Aim of the task: Pick out and copy every line below that has the word "this".

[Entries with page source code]
+===+

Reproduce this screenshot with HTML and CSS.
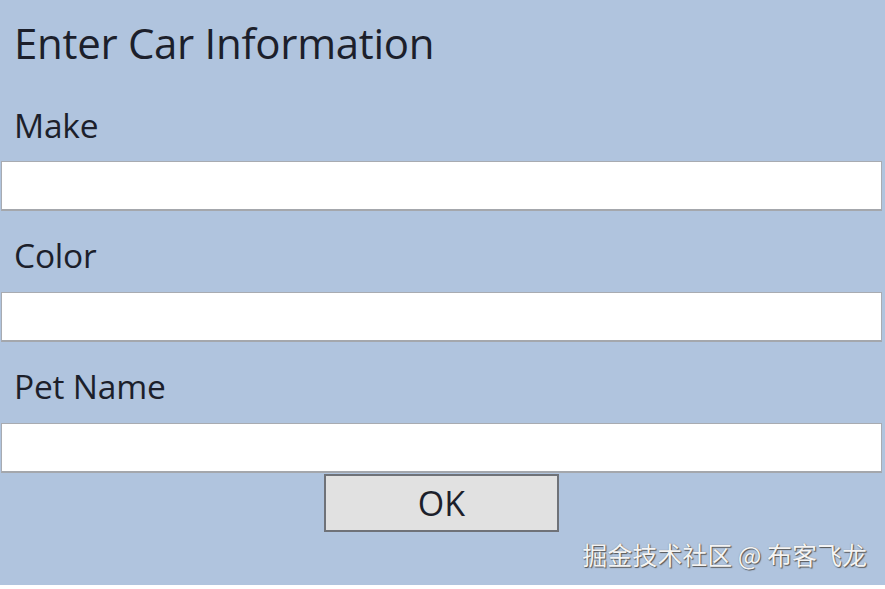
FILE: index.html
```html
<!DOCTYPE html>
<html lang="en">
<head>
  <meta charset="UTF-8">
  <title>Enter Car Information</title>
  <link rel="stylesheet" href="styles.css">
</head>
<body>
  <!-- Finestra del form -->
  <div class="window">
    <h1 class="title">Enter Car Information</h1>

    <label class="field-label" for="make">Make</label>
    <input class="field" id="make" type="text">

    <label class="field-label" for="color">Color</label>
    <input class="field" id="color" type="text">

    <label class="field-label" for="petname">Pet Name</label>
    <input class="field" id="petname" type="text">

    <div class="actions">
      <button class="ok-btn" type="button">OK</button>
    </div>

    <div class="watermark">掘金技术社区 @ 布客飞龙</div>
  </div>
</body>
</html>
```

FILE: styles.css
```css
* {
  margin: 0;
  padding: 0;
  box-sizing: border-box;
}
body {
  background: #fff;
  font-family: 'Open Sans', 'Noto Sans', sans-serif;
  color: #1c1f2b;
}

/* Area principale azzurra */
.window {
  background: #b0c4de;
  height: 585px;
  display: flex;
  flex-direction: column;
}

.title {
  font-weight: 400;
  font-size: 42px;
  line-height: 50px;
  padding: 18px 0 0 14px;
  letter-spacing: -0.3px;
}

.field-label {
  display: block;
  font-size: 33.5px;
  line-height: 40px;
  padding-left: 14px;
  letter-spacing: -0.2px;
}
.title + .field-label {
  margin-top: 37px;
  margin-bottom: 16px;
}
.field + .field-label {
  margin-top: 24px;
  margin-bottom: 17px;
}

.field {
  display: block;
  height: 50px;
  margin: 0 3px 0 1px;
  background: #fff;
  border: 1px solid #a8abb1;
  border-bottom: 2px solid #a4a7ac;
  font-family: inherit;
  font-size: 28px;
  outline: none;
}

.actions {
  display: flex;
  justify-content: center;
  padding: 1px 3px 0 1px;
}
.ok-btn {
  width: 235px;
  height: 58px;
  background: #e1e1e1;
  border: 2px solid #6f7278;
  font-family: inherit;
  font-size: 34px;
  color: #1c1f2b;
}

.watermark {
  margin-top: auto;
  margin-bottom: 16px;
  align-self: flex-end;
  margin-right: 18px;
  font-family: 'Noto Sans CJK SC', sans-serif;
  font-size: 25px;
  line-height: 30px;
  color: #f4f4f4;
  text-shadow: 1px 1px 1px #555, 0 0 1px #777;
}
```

+===+

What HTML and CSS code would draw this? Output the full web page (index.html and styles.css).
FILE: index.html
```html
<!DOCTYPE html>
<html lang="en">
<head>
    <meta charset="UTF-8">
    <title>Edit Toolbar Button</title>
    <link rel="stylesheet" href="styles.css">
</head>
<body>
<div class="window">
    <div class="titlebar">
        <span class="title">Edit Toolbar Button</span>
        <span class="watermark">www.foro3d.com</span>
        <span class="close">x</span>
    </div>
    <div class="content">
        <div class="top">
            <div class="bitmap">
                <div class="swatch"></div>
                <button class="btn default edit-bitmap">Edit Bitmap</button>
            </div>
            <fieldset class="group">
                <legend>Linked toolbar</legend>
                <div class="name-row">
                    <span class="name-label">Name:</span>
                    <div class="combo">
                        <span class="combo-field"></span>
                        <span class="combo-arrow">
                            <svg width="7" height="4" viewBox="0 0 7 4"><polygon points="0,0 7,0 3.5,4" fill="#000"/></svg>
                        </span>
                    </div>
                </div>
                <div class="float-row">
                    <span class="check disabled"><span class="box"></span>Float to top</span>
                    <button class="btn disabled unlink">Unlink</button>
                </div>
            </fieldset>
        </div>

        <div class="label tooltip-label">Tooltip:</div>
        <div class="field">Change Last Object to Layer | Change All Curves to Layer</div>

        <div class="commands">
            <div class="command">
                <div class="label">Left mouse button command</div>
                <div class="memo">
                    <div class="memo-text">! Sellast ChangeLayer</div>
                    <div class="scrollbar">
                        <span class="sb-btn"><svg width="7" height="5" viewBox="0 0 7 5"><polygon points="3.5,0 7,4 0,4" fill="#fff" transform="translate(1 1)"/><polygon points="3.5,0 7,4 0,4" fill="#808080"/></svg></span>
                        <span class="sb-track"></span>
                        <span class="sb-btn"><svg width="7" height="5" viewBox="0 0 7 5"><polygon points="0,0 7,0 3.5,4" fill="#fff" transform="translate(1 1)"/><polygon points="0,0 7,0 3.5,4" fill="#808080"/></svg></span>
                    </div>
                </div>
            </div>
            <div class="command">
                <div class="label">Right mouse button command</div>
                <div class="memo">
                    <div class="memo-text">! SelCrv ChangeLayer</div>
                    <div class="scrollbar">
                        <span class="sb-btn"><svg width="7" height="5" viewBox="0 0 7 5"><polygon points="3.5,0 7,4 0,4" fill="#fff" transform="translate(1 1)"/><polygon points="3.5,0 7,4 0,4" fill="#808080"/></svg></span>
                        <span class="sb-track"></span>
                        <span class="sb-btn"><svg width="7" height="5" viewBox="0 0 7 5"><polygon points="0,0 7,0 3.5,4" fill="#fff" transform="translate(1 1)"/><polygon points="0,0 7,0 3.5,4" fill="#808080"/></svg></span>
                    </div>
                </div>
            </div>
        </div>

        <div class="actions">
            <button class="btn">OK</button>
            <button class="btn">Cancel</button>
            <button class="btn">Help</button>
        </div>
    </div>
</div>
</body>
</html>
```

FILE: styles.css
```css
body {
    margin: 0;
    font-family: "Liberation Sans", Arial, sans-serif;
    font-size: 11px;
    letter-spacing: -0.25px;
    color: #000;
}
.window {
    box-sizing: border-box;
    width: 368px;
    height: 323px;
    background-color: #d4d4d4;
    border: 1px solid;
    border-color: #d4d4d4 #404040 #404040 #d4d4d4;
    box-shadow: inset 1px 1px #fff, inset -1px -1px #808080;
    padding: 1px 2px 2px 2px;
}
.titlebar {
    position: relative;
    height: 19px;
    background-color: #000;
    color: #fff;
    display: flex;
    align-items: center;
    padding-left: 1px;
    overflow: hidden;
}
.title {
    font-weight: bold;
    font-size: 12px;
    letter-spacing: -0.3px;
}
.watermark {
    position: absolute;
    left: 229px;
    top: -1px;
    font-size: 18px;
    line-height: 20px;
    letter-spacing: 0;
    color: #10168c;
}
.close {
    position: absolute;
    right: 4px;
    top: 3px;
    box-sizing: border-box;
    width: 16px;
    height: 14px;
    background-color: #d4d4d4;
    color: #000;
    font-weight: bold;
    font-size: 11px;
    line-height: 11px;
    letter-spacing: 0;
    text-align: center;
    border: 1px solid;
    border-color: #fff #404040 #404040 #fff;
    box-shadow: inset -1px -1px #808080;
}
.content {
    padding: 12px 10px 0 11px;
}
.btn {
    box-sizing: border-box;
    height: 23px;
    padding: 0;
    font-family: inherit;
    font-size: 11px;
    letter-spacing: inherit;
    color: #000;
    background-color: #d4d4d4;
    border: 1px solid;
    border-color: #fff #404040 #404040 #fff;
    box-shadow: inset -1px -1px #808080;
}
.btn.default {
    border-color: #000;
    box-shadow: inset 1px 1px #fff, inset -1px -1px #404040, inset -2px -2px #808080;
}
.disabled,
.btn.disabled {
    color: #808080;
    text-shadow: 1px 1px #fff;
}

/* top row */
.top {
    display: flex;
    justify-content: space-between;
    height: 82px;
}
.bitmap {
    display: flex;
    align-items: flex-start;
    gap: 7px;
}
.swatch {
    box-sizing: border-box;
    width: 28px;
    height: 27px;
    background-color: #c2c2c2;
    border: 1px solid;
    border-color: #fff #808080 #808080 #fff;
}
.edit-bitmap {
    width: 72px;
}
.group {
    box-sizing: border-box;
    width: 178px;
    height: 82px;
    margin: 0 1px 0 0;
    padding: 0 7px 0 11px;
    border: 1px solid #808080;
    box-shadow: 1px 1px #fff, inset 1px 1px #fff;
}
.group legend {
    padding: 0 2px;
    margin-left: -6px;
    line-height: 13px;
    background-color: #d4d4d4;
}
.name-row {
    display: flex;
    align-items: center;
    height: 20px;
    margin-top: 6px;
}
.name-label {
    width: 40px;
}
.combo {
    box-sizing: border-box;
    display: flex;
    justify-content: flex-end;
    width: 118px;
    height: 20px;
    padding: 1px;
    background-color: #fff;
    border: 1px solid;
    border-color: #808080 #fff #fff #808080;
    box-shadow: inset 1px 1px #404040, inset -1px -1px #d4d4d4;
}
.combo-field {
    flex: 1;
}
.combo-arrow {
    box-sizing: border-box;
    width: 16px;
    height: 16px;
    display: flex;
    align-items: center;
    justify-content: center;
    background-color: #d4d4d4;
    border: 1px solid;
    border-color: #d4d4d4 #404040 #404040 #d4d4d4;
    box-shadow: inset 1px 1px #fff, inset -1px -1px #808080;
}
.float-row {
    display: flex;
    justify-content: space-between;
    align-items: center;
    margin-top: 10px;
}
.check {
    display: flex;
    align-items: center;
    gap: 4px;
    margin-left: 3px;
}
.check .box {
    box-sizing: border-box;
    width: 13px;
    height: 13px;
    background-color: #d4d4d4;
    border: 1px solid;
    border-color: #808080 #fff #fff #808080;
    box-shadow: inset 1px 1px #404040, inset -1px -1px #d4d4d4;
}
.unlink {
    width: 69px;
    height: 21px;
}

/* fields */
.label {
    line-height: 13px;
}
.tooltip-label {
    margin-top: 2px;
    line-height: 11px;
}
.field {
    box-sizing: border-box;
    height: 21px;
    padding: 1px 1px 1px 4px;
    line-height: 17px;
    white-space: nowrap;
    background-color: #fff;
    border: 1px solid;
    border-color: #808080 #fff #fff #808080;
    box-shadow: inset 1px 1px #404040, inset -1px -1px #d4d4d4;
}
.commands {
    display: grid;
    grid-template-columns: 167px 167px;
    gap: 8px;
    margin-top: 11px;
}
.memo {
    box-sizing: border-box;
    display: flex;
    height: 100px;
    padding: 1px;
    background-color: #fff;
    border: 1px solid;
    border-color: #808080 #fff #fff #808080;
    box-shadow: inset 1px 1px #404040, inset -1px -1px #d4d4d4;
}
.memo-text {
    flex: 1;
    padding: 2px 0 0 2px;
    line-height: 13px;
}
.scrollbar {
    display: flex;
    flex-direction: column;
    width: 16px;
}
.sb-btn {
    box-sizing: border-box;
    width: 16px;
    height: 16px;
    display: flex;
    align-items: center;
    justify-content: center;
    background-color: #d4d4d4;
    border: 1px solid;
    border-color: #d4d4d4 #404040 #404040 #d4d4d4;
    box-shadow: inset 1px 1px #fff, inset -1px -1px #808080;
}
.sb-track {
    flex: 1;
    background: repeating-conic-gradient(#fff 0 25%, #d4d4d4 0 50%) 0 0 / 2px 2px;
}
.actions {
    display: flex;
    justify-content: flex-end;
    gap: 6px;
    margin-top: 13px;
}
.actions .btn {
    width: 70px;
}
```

+===+

Full answer:
Reproduce this screenshot with HTML and CSS.
What HTML and CSS code would draw this? Output the full web page (index.html and styles.css).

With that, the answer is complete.